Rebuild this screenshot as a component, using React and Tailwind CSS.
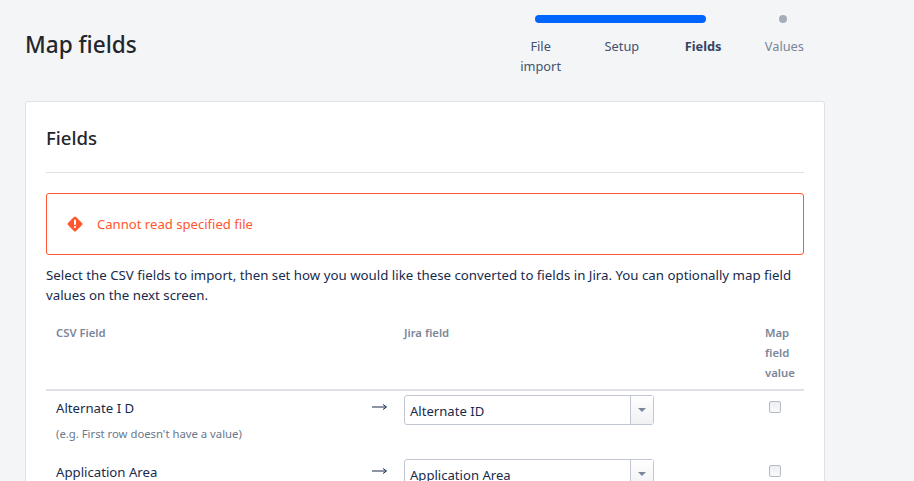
import React from 'react';

const steps = [
  { label: 'File import', cls: 'text-[#42526e]' },
  { label: 'Setup', cls: 'text-[#42526e]' },
  { label: 'Fields', cls: 'text-[#344563] font-bold text-[12.3px]' },
  { label: 'Values', cls: 'text-[#7a869a]' },
];

const rows = [
  { csv: 'Alternate I D', hint: "(e.g.  First row doesn't have a value)", jira: 'Alternate ID' },
  { csv: 'Application Area', hint: '', jira: 'Application Area' },
];

const Arrow = () => (
  <svg width="15" height="8" viewBox="0 0 15 8" className="block">
    <path d="M0 4h14M11 1.5 14.5 4 11 6.5" fill="none" stroke="#172b4d" strokeWidth="1" />
  </svg>
);

const Select = ({ value }) => (
  <div className="flex h-[30px] w-[250px] rounded-[3px] border border-[#c1c7d0] bg-white">
    <div className="flex-1 pl-[5px] pt-[1px] text-[13.1px] leading-[29px] text-[#172b4d]">{value}</div>
    <div className="flex w-[23px] items-center justify-center border-l border-[#c1c7d0] bg-gradient-to-b from-white to-[#f0f1f3]">
      <svg width="8" height="4" viewBox="0 0 8 4"><path d="M0 0h8L4 4z" fill="#7a869a" /></svg>
    </div>
  </div>
);

const App = () => {
  return (
    <div className="h-[481px] overflow-hidden bg-[#f4f5f7] font-['Noto_Sans',sans-serif] text-[14px] text-[#172b4d]">
      <div className="w-[825px] pl-[25px]">
        <div className="flex h-[101px] justify-between">
          <h1 className="pt-[28px] text-[22.6px] font-medium leading-[34px] text-[#23262b]">Map fields</h1>
          <div className="w-[325px] pt-[15px]">
            <div className="flex h-2 items-center">
              <div className="ml-[35px] h-2 w-[171px] rounded bg-[#0065ff]"></div>
              <div className="ml-[73px] h-2 w-2 rounded-full bg-[#a5adba]"></div>
            </div>
            <div className="mt-[13px] grid grid-cols-4">
              {steps.map((step) => (
                <div key={step.label} className={`px-4 text-center text-[12.8px] leading-5 ${step.cls}`}>
                  {step.label}
                </div>
              ))}
            </div>
          </div>
        </div>

        <div className="rounded-[3px] border border-[#dfe1e6] bg-white px-5 pb-5">
          <h2 className="pb-[18px] pt-5 text-[18.6px] font-medium leading-[32px] text-[#23262b] border-b border-[#dfe1e6]">Fields</h2>

          <div className="mt-5 flex h-[62px] items-center rounded-[3px] border border-[#ff5630] pl-5">
            <svg width="16" height="16" viewBox="0 0 16 16" className="shrink-0">
              <path d="M8 .5a1.6 1.6 0 0 1 1.1.5l5.9 5.9a1.6 1.6 0 0 1 0 2.2L9.100 15a1.6 1.6 0 0 1-2.200 0L1 9.100a1.600 1.600 0 0 1 0-2.200L6.900 1A1.600 1.600 0 0 1 8 .5z" fill="#ff5630" />
              <rect x="7" y="3.500" width="2" height="5.500" rx="1" fill="#fff" />
              <circle cx="8" cy="11" r="1.100" fill="#fff" />
            </svg>
            <span className="ml-[14px] pt-[1px] text-[13.1px] text-[#ff5630]">Cannot read specified file</span>
          </div>

          <p className="mt-[10px] text-[13.27px] leading-5 text-[#172b4d]">
            Select the CSV fields to import, then set how you would like these converted to fields in Jira. You can optionally map field values on the next screen.
          </p>

          <div className="mt-[18px] grid grid-cols-[316px_42px_351px_49px] border-b-2 border-[#dfe1e6] pb-[6px] text-[11.3px] font-semibold leading-5 text-[#7a869a]">
            <div className="pl-[10px]">CSV Field</div>
            <div></div>
            <div>Jira field</div>
            <div className="pl-[10px]">Map field value</div>
          </div>

          {rows.map((row) => (
            <div key={row.csv} className="grid h-[64px] grid-cols-[316px_42px_351px_49px] pt-[4px]">
              <div className="pl-[10px]">
                <div className="pt-[3px] text-[13.2px] leading-5">{row.csv}</div>
                {row.hint && <div className="mt-[6px] text-[11.3px] leading-5 text-[#6b778c]">{row.hint}</div>}
              </div>
              <div className="pl-[10px] pt-[8px]"><Arrow /></div>
              <div><Select value={row.jira} /></div>
              <div className="pl-[14px] pt-[6px]">
                <div className="h-3 w-3 rounded-[2px] border border-[#b3b9c4] bg-gradient-to-b from-[#eceef1] to-[#f8f9fa]"></div>
              </div>
            </div>
          ))}
        </div>
      </div>
    </div>
  );
};

export default App;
:::::
- [INSTRUCTION]:
Your copy of the data above should match it exactly, except that pictures are left out.

- [WRITTEN REPLY]:
Rebuild this screenshot as a component, using React and Tailwind CSS.
import React from 'react';

const steps = [
  { label: 'File import', cls: 'text-[#42526e]' },
  { label: 'Setup', cls: 'text-[#42526e]' },
  { label: 'Fields', cls: 'text-[#344563] font-bold text-[12.3px]' },
  { label: 'Values', cls: 'text-[#7a869a]' },
];

const rows = [
  { csv: 'Alternate I D', hint: "(e.g.  First row doesn't have a value)", jira: 'Alternate ID' },
  { csv: 'Application Area', hint: '', jira: 'Application Area' },
];

const Arrow = () => (
  <svg width="15" height="8" viewBox="0 0 15 8" className="block">
    <path d="M0 4h14M11 1.5 14.5 4 11 6.5" fill="none" stroke="#172b4d" strokeWidth="1" />
  </svg>
);

const Select = ({ value }) => (
  <div className="flex h-[30px] w-[250px] rounded-[3px] border border-[#c1c7d0] bg-white">
    <div className="flex-1 pl-[5px] pt-[1px] text-[13.1px] leading-[29px] text-[#172b4d]">{value}</div>
    <div className="flex w-[23px] items-center justify-center border-l border-[#c1c7d0] bg-gradient-to-b from-white to-[#f0f1f3]">
      <svg width="8" height="4" viewBox="0 0 8 4"><path d="M0 0h8L4 4z" fill="#7a869a" /></svg>
    </div>
  </div>
);

const App = () => {
  return (
    <div className="h-[481px] overflow-hidden bg-[#f4f5f7] font-['Noto_Sans',sans-serif] text-[14px] text-[#172b4d]">
      <div className="w-[825px] pl-[25px]">
        <div className="flex h-[101px] justify-between">
          <h1 className="pt-[28px] text-[22.6px] font-medium leading-[34px] text-[#23262b]">Map fields</h1>
          <div className="w-[325px] pt-[15px]">
            <div className="flex h-2 items-center">
              <div className="ml-[35px] h-2 w-[171px] rounded bg-[#0065ff]"></div>
              <div className="ml-[73px] h-2 w-2 rounded-full bg-[#a5adba]"></div>
            </div>
            <div className="mt-[13px] grid grid-cols-4">
              {steps.map((step) => (
                <div key={step.label} className={`px-4 text-center text-[12.8px] leading-5 ${step.cls}`}>
                  {step.label}
                </div>
              ))}
            </div>
          </div>
        </div>

        <div className="rounded-[3px] border border-[#dfe1e6] bg-white px-5 pb-5">
          <h2 className="pb-[18px] pt-5 text-[18.6px] font-medium leading-[32px] text-[#23262b] border-b border-[#dfe1e6]">Fields</h2>

          <div className="mt-5 flex h-[62px] items-center rounded-[3px] border border-[#ff5630] pl-5">
            <svg width="16" height="16" viewBox="0 0 16 16" className="shrink-0">
              <path d="M8 .5a1.6 1.6 0 0 1 1.1.5l5.9 5.9a1.6 1.6 0 0 1 0 2.2L9.100 15a1.6 1.6 0 0 1-2.200 0L1 9.100a1.600 1.600 0 0 1 0-2.200L6.900 1A1.600 1.600 0 0 1 8 .5z" fill="#ff5630" />
              <rect x="7" y="3.500" width="2" height="5.500" rx="1" fill="#fff" />
              <circle cx="8" cy="11" r="1.100" fill="#fff" />
            </svg>
            <span className="ml-[14px] pt-[1px] text-[13.1px] text-[#ff5630]">Cannot read specified file</span>
          </div>

          <p className="mt-[10px] text-[13.27px] leading-5 text-[#172b4d]">
            Select the CSV fields to import, then set how you would like these converted to fields in Jira. You can optionally map field values on the next screen.
          </p>

          <div className="mt-[18px] grid grid-cols-[316px_42px_351px_49px] border-b-2 border-[#dfe1e6] pb-[6px] text-[11.3px] font-semibold leading-5 text-[#7a869a]">
            <div className="pl-[10px]">CSV Field</div>
            <div></div>
            <div>Jira field</div>
            <div className="pl-[10px]">Map field value</div>
          </div>

          {rows.map((row) => (
            <div key={row.csv} className="grid h-[64px] grid-cols-[316px_42px_351px_49px] pt-[4px]">
              <div className="pl-[10px]">
                <div className="pt-[3px] text-[13.2px] leading-5">{row.csv}</div>
                {row.hint && <div className="mt-[6px] text-[11.3px] leading-5 text-[#6b778c]">{row.hint}</div>}
              </div>
              <div className="pl-[10px] pt-[8px]"><Arrow /></div>
              <div><Select value={row.jira} /></div>
              <div className="pl-[14px] pt-[6px]">
                <div className="h-3 w-3 rounded-[2px] border border-[#b3b9c4] bg-gradient-to-b from-[#eceef1] to-[#f8f9fa]"></div>
              </div>
            </div>
          ))}
        </div>
      </div>
    </div>
  );
};

export default App;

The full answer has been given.